▶ [Data block]:
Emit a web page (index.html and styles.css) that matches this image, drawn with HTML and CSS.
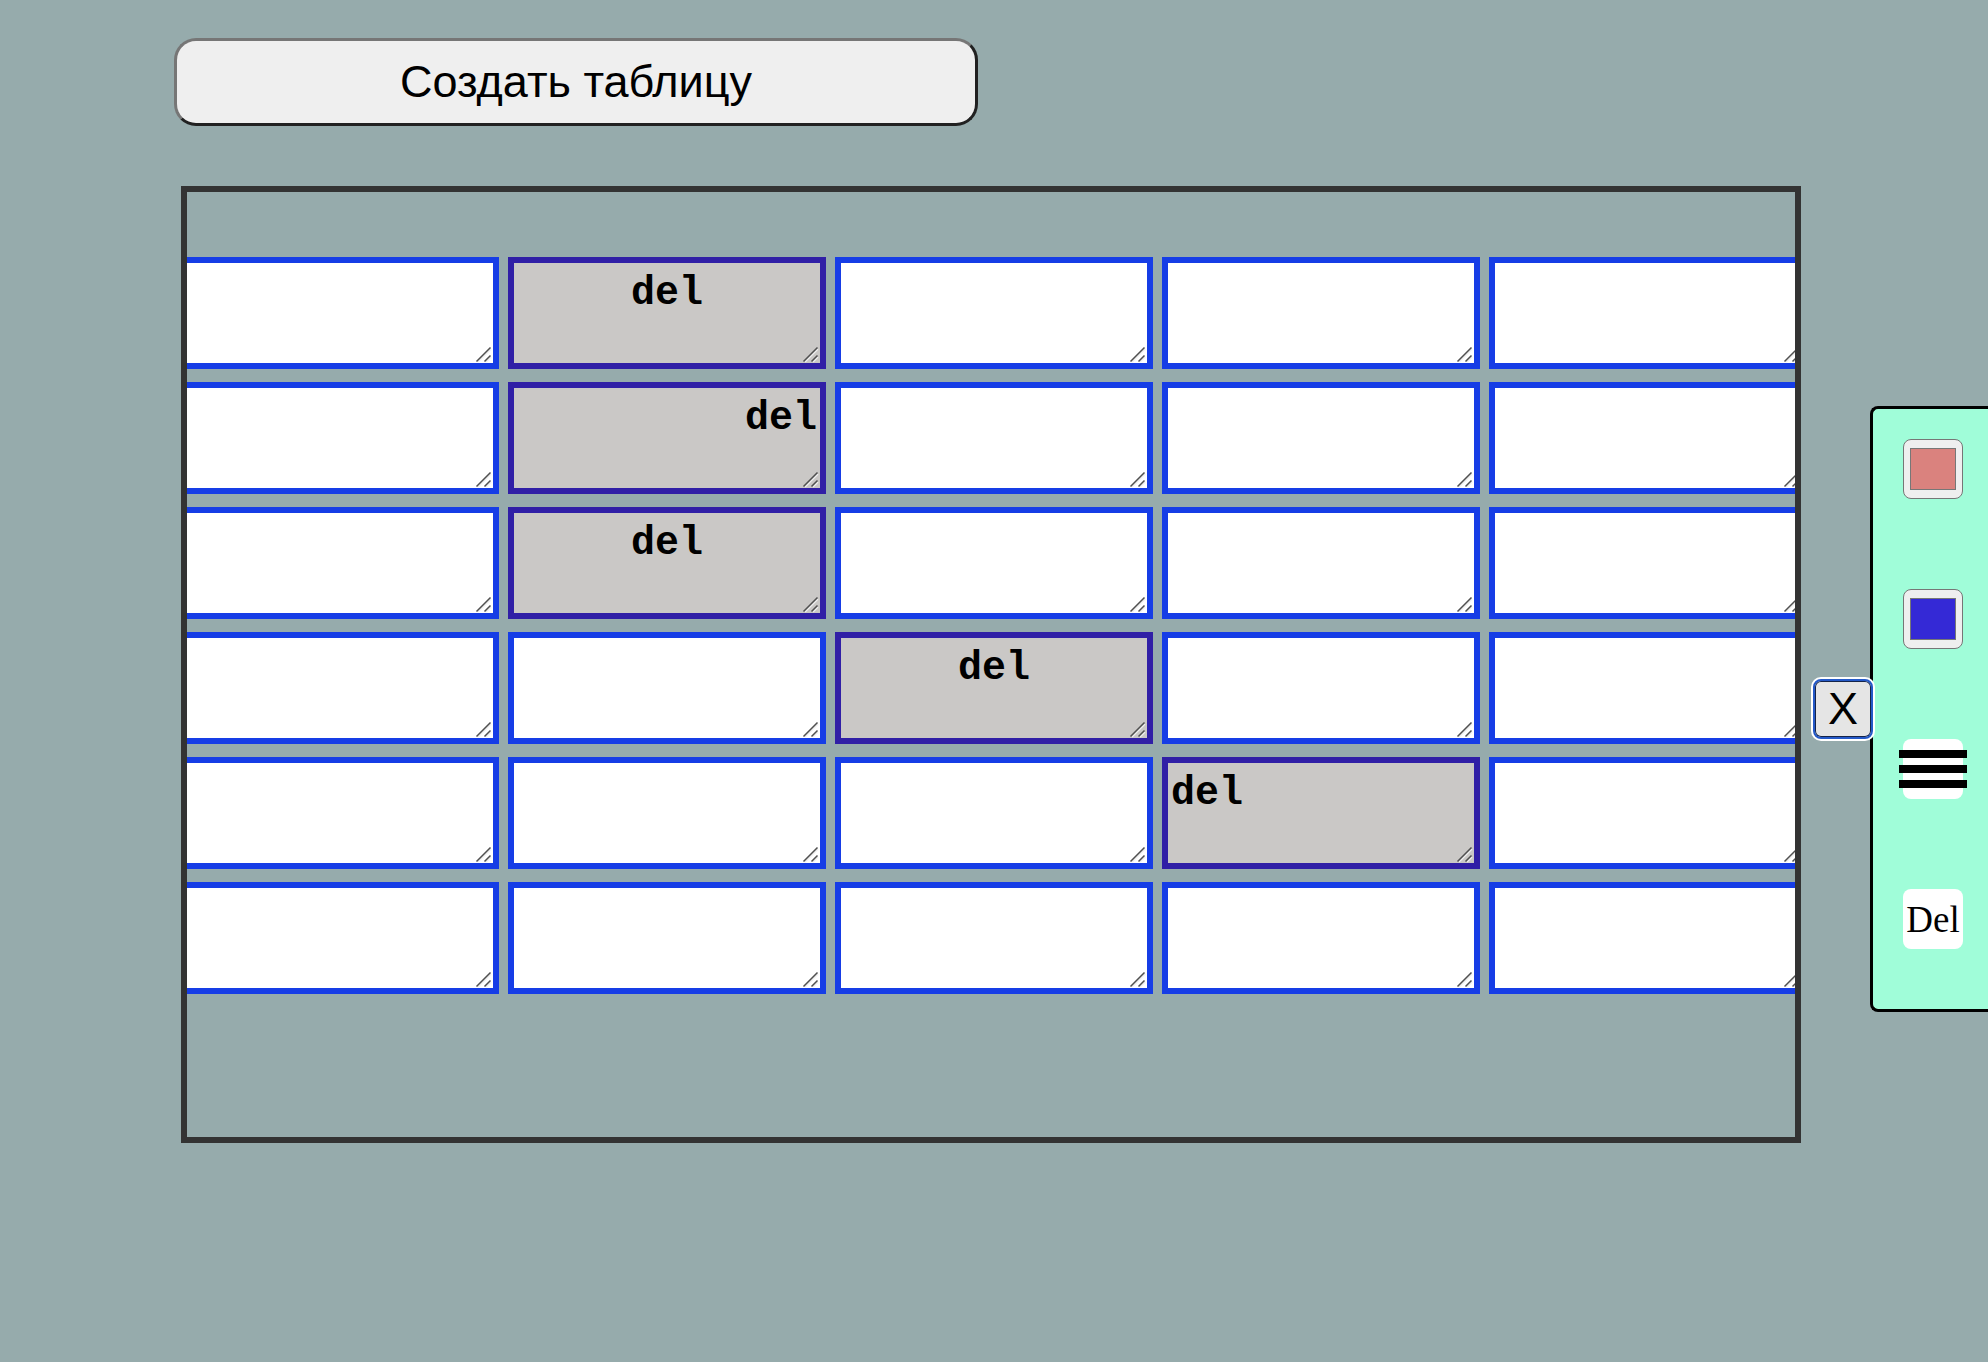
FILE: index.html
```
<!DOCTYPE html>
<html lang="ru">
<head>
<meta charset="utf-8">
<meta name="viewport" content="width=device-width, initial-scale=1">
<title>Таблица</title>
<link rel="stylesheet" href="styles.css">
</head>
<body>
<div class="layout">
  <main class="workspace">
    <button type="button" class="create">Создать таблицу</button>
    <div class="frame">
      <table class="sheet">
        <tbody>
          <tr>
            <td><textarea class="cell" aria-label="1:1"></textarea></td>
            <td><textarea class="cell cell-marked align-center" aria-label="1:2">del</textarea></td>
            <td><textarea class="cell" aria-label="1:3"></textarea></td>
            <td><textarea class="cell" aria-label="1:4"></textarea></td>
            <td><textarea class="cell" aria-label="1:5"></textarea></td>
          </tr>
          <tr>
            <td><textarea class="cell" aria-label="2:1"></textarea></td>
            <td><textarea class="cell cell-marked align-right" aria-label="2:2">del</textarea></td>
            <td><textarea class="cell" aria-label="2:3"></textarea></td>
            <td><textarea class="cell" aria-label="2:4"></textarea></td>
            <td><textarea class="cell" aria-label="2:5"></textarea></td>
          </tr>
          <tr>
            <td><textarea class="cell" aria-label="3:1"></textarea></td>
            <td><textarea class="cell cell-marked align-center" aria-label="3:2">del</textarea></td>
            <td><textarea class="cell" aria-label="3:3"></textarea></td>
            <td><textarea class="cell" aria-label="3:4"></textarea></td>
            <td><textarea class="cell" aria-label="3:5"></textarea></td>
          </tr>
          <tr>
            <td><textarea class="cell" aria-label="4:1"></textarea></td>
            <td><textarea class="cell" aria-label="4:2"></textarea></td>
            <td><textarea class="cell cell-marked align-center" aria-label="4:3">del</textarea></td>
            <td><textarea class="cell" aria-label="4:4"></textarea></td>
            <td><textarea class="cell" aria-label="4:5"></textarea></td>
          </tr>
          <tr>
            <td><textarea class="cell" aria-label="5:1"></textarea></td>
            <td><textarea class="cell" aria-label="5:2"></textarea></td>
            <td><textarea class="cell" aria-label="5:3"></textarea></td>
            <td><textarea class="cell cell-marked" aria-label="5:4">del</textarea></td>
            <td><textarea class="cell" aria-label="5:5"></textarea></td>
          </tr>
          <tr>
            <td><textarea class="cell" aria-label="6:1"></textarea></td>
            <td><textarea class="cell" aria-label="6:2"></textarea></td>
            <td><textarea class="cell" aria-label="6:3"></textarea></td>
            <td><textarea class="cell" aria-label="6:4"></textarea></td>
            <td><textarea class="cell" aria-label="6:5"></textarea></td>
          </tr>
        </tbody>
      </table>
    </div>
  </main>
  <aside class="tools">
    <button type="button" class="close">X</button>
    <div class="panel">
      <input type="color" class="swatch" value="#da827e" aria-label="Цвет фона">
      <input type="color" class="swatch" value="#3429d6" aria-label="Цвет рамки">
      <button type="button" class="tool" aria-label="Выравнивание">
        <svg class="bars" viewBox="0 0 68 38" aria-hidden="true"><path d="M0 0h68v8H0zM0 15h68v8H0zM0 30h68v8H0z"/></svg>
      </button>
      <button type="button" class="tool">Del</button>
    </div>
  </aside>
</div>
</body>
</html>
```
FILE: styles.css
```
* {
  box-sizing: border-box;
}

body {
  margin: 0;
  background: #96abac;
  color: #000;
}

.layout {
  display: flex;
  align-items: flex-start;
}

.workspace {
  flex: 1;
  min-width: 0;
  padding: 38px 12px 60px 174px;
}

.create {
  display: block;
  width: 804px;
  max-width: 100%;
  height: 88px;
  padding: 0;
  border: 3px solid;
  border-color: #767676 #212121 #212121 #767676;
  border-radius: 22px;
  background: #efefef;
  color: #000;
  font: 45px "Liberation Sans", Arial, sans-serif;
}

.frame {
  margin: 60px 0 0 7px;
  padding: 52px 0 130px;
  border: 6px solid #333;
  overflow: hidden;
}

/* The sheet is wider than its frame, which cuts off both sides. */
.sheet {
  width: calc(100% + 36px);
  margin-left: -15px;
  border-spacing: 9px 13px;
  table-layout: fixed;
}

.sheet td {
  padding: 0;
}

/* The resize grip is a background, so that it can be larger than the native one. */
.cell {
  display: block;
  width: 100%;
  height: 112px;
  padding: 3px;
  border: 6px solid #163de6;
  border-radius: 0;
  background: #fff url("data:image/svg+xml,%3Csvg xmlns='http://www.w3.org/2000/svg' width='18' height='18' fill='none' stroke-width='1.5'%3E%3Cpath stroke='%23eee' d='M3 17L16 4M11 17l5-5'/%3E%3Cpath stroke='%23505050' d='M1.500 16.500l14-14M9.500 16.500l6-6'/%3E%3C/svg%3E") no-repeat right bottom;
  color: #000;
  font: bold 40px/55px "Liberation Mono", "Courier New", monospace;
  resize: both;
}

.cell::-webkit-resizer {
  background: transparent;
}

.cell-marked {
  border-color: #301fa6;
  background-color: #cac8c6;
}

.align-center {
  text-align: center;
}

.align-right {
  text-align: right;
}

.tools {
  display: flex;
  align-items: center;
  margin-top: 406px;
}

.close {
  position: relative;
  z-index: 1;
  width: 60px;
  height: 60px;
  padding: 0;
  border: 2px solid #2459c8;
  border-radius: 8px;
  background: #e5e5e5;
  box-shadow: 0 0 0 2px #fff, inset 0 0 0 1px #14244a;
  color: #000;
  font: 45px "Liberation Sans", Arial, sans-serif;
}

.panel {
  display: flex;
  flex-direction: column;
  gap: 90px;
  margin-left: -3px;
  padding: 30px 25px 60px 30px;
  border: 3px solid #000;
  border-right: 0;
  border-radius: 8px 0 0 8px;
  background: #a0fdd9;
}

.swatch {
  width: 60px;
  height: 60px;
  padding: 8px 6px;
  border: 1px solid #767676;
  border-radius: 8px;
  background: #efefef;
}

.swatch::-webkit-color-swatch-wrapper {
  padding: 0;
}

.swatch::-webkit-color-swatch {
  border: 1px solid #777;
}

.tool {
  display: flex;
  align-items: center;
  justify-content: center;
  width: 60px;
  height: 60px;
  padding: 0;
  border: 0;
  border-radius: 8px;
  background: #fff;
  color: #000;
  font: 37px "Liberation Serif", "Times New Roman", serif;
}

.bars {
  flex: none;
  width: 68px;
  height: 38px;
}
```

▶ [The task]: Retype the whole listing exactly and leave the pictures out.

▶ [Result of this task]:
Emit a web page (index.html and styles.css) that matches this image, drawn with HTML and CSS.
FILE: index.html
```
<!DOCTYPE html>
<html lang="ru">
<head>
<meta charset="utf-8">
<meta name="viewport" content="width=device-width, initial-scale=1">
<title>Таблица</title>
<link rel="stylesheet" href="styles.css">
</head>
<body>
<div class="layout">
  <main class="workspace">
    <button type="button" class="create">Создать таблицу</button>
    <div class="frame">
      <table class="sheet">
        <tbody>
          <tr>
            <td><textarea class="cell" aria-label="1:1"></textarea></td>
            <td><textarea class="cell cell-marked align-center" aria-label="1:2">del</textarea></td>
            <td><textarea class="cell" aria-label="1:3"></textarea></td>
            <td><textarea class="cell" aria-label="1:4"></textarea></td>
            <td><textarea class="cell" aria-label="1:5"></textarea></td>
          </tr>
          <tr>
            <td><textarea class="cell" aria-label="2:1"></textarea></td>
            <td><textarea class="cell cell-marked align-right" aria-label="2:2">del</textarea></td>
            <td><textarea class="cell" aria-label="2:3"></textarea></td>
            <td><textarea class="cell" aria-label="2:4"></textarea></td>
            <td><textarea class="cell" aria-label="2:5"></textarea></td>
          </tr>
          <tr>
            <td><textarea class="cell" aria-label="3:1"></textarea></td>
            <td><textarea class="cell cell-marked align-center" aria-label="3:2">del</textarea></td>
            <td><textarea class="cell" aria-label="3:3"></textarea></td>
            <td><textarea class="cell" aria-label="3:4"></textarea></td>
            <td><textarea class="cell" aria-label="3:5"></textarea></td>
          </tr>
          <tr>
            <td><textarea class="cell" aria-label="4:1"></textarea></td>
            <td><textarea class="cell" aria-label="4:2"></textarea></td>
            <td><textarea class="cell cell-marked align-center" aria-label="4:3">del</textarea></td>
            <td><textarea class="cell" aria-label="4:4"></textarea></td>
            <td><textarea class="cell" aria-label="4:5"></textarea></td>
          </tr>
          <tr>
            <td><textarea class="cell" aria-label="5:1"></textarea></td>
            <td><textarea class="cell" aria-label="5:2"></textarea></td>
            <td><textarea class="cell" aria-label="5:3"></textarea></td>
            <td><textarea class="cell cell-marked" aria-label="5:4">del</textarea></td>
            <td><textarea class="cell" aria-label="5:5"></textarea></td>
          </tr>
          <tr>
            <td><textarea class="cell" aria-label="6:1"></textarea></td>
            <td><textarea class="cell" aria-label="6:2"></textarea></td>
            <td><textarea class="cell" aria-label="6:3"></textarea></td>
            <td><textarea class="cell" aria-label="6:4"></textarea></td>
            <td><textarea class="cell" aria-label="6:5"></textarea></td>
          </tr>
        </tbody>
      </table>
    </div>
  </main>
  <aside class="tools">
    <button type="button" class="close">X</button>
    <div class="panel">
      <input type="color" class="swatch" value="#da827e" aria-label="Цвет фона">
      <input type="color" class="swatch" value="#3429d6" aria-label="Цвет рамки">
      <button type="button" class="tool" aria-label="Выравнивание">
        <svg class="bars" viewBox="0 0 68 38" aria-hidden="true"><path d="M0 0h68v8H0zM0 15h68v8H0zM0 30h68v8H0z"/></svg>
      </button>
      <button type="button" class="tool">Del</button>
    </div>
  </aside>
</div>
</body>
</html>
```
FILE: styles.css
```
* {
  box-sizing: border-box;
}

body {
  margin: 0;
  background: #96abac;
  color: #000;
}

.layout {
  display: flex;
  align-items: flex-start;
}

.workspace {
  flex: 1;
  min-width: 0;
  padding: 38px 12px 60px 174px;
}

.create {
  display: block;
  width: 804px;
  max-width: 100%;
  height: 88px;
  padding: 0;
  border: 3px solid;
  border-color: #767676 #212121 #212121 #767676;
  border-radius: 22px;
  background: #efefef;
  color: #000;
  font: 45px "Liberation Sans", Arial, sans-serif;
}

.frame {
  margin: 60px 0 0 7px;
  padding: 52px 0 130px;
  border: 6px solid #333;
  overflow: hidden;
}

/* The sheet is wider than its frame, which cuts off both sides. */
.sheet {
  width: calc(100% + 36px);
  margin-left: -15px;
  border-spacing: 9px 13px;
  table-layout: fixed;
}

.sheet td {
  padding: 0;
}

/* The resize grip is a background, so that it can be larger than the native one. */
.cell {
  display: block;
  width: 100%;
  height: 112px;
  padding: 3px;
  border: 6px solid #163de6;
  border-radius: 0;
  background: #fff url("data:image/svg+xml,%3Csvg xmlns='http://www.w3.org/2000/svg' width='18' height='18' fill='none' stroke-width='1.5'%3E%3Cpath stroke='%23eee' d='M3 17L16 4M11 17l5-5'/%3E%3Cpath stroke='%23505050' d='M1.500 16.500l14-14M9.500 16.500l6-6'/%3E%3C/svg%3E") no-repeat right bottom;
  color: #000;
  font: bold 40px/55px "Liberation Mono", "Courier New", monospace;
  resize: both;
}

.cell::-webkit-resizer {
  background: transparent;
}

.cell-marked {
  border-color: #301fa6;
  background-color: #cac8c6;
}

.align-center {
  text-align: center;
}

.align-right {
  text-align: right;
}

.tools {
  display: flex;
  align-items: center;
  margin-top: 406px;
}

.close {
  position: relative;
  z-index: 1;
  width: 60px;
  height: 60px;
  padding: 0;
  border: 2px solid #2459c8;
  border-radius: 8px;
  background: #e5e5e5;
  box-shadow: 0 0 0 2px #fff, inset 0 0 0 1px #14244a;
  color: #000;
  font: 45px "Liberation Sans", Arial, sans-serif;
}

.panel {
  display: flex;
  flex-direction: column;
  gap: 90px;
  margin-left: -3px;
  padding: 30px 25px 60px 30px;
  border: 3px solid #000;
  border-right: 0;
  border-radius: 8px 0 0 8px;
  background: #a0fdd9;
}

.swatch {
  width: 60px;
  height: 60px;
  padding: 8px 6px;
  border: 1px solid #767676;
  border-radius: 8px;
  background: #efefef;
}

.swatch::-webkit-color-swatch-wrapper {
  padding: 0;
}

.swatch::-webkit-color-swatch {
  border: 1px solid #777;
}

.tool {
  display: flex;
  align-items: center;
  justify-content: center;
  width: 60px;
  height: 60px;
  padding: 0;
  border: 0;
  border-radius: 8px;
  background: #fff;
  color: #000;
  font: 37px "Liberation Serif", "Times New Roman", serif;
}

.bars {
  flex: none;
  width: 68px;
  height: 38px;
}
```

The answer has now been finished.